## BEGIN

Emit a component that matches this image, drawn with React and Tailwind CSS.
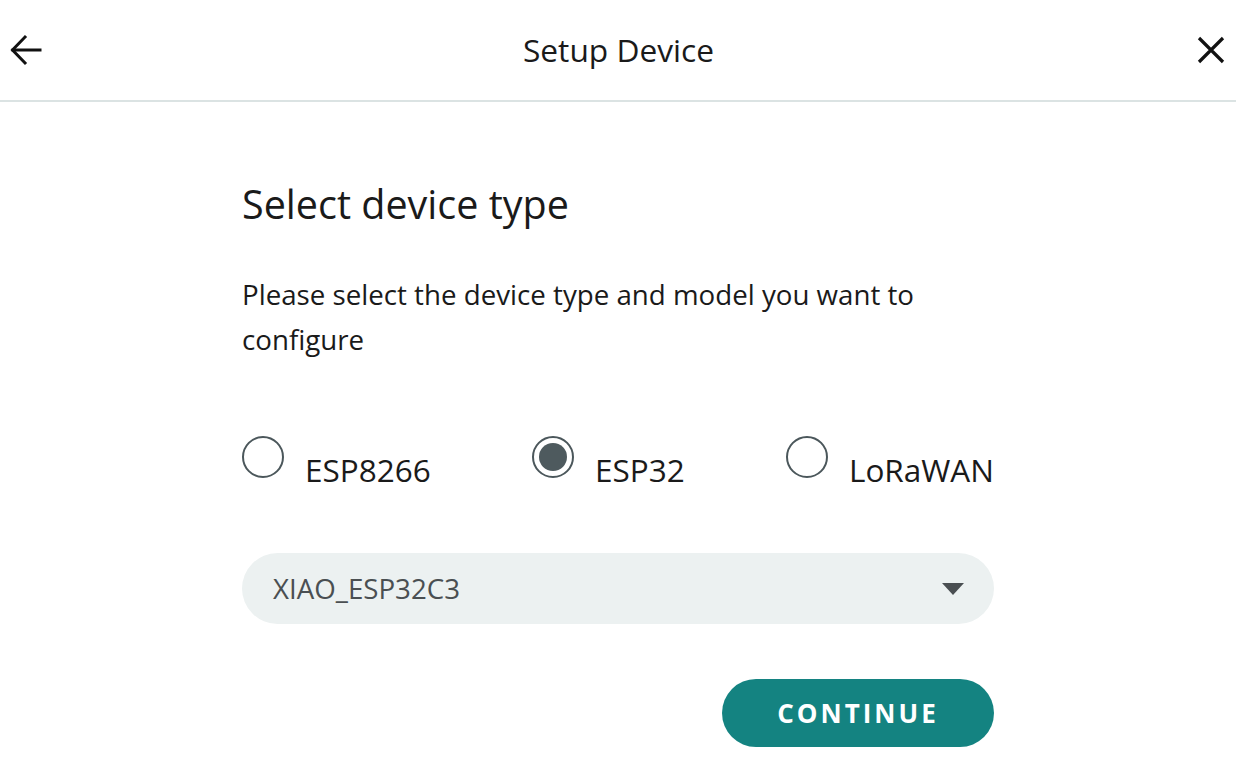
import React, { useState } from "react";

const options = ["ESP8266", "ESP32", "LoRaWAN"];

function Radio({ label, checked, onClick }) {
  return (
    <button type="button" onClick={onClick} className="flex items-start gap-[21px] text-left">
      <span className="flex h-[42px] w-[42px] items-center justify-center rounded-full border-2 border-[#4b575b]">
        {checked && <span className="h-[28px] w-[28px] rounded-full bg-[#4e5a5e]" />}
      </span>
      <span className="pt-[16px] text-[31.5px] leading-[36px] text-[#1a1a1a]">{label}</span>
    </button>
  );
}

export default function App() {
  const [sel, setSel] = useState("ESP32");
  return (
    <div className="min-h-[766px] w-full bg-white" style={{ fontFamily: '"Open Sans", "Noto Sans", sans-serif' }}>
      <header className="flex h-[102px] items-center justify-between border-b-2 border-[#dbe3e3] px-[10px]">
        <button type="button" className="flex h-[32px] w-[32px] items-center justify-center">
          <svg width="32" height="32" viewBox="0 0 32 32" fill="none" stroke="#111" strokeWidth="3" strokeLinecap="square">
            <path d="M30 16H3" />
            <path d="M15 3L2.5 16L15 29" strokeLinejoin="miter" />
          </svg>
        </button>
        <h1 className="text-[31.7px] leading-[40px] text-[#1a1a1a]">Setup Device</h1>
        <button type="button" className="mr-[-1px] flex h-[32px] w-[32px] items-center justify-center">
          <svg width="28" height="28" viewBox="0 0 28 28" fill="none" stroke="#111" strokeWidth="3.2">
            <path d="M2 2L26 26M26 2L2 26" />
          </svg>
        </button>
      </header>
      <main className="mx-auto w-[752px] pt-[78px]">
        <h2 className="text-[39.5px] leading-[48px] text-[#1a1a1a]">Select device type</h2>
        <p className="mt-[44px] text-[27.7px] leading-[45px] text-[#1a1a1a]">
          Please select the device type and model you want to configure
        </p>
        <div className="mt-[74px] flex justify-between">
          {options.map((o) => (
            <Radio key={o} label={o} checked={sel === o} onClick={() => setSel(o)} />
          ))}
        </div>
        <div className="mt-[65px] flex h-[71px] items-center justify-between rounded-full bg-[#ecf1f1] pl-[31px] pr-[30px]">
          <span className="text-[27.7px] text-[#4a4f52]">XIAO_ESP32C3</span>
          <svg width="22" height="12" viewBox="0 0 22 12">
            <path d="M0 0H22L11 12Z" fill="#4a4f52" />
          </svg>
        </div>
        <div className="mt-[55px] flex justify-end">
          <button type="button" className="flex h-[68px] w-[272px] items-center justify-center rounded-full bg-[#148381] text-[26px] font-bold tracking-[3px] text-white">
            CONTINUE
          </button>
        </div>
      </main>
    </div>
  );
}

## END

## EXERCISE
Read the data above. Pull out each line in which the string "React" appears.

## PROBLEM SOLUTION
Emit a component that matches this image, drawn with React and Tailwind CSS.
import React, { useState } from "react";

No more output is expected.